» **What you have to do**
Work out how many lines in the entries below include the word "this". Give nothing but the number.

» **Data to process**

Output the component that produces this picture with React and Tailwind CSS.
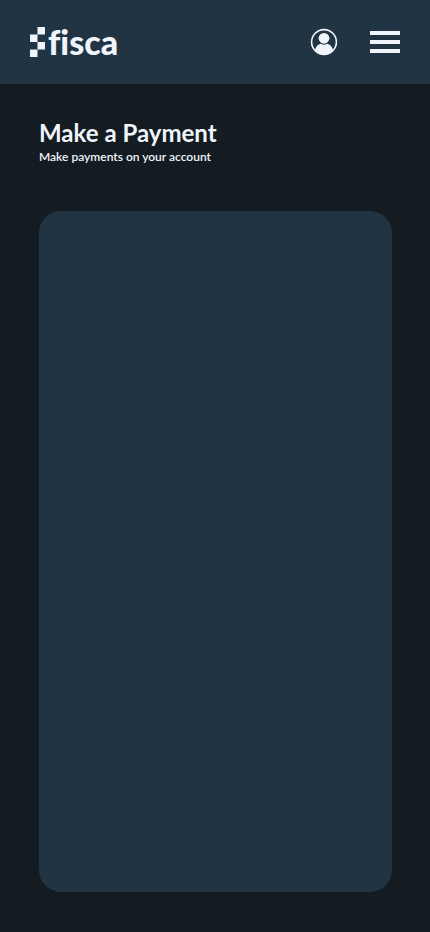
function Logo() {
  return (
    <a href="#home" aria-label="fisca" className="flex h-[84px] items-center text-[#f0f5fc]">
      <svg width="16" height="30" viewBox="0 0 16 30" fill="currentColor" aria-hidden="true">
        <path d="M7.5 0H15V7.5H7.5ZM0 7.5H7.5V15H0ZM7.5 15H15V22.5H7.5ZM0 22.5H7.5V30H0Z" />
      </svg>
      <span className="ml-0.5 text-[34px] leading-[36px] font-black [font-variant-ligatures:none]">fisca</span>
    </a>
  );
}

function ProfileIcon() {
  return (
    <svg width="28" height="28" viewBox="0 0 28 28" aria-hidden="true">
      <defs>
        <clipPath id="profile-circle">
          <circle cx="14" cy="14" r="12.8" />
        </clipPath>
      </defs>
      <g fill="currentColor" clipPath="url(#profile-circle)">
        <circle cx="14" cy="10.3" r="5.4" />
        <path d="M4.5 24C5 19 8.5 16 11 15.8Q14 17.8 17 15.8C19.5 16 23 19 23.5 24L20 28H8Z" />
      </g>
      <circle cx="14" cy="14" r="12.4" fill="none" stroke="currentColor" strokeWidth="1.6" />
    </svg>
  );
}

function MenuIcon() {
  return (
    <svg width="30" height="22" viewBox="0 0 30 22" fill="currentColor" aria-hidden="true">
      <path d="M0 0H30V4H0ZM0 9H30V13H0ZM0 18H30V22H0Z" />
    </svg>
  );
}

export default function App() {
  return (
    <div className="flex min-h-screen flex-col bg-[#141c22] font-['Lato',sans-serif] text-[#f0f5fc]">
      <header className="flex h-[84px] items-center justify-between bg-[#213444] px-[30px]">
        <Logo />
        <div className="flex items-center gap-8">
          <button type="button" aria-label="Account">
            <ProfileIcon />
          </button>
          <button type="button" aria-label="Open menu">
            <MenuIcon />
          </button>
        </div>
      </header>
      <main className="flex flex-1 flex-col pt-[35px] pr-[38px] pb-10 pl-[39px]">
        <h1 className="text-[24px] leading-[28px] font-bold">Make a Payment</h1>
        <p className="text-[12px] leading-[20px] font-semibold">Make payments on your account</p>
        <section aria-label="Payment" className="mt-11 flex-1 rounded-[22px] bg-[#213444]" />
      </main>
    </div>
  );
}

...

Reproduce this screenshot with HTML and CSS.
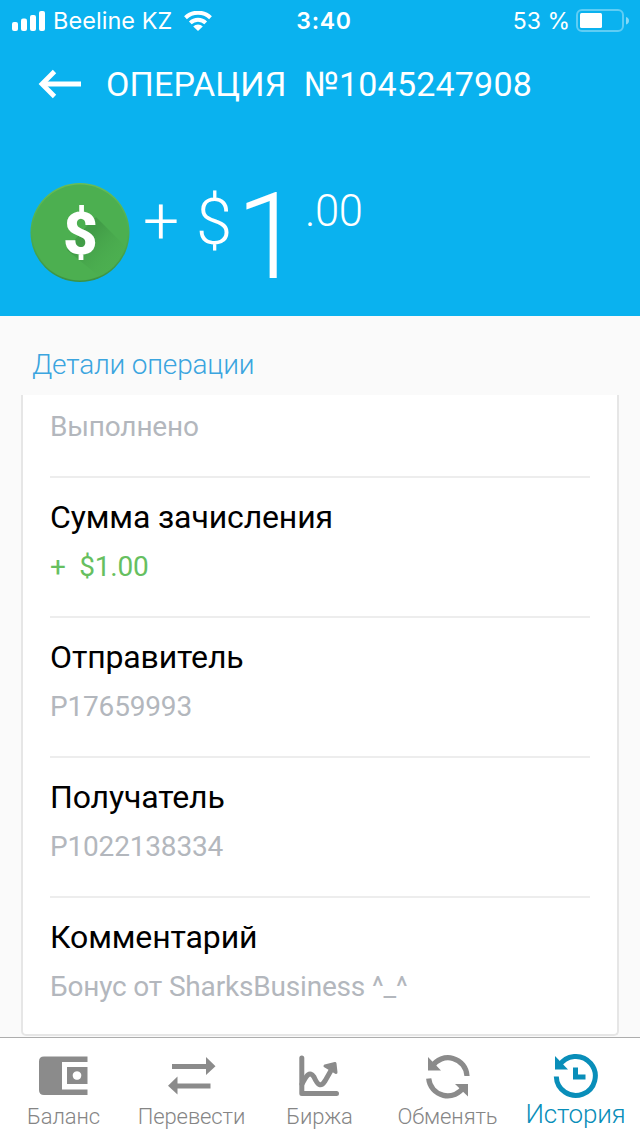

» **Worked answer**
2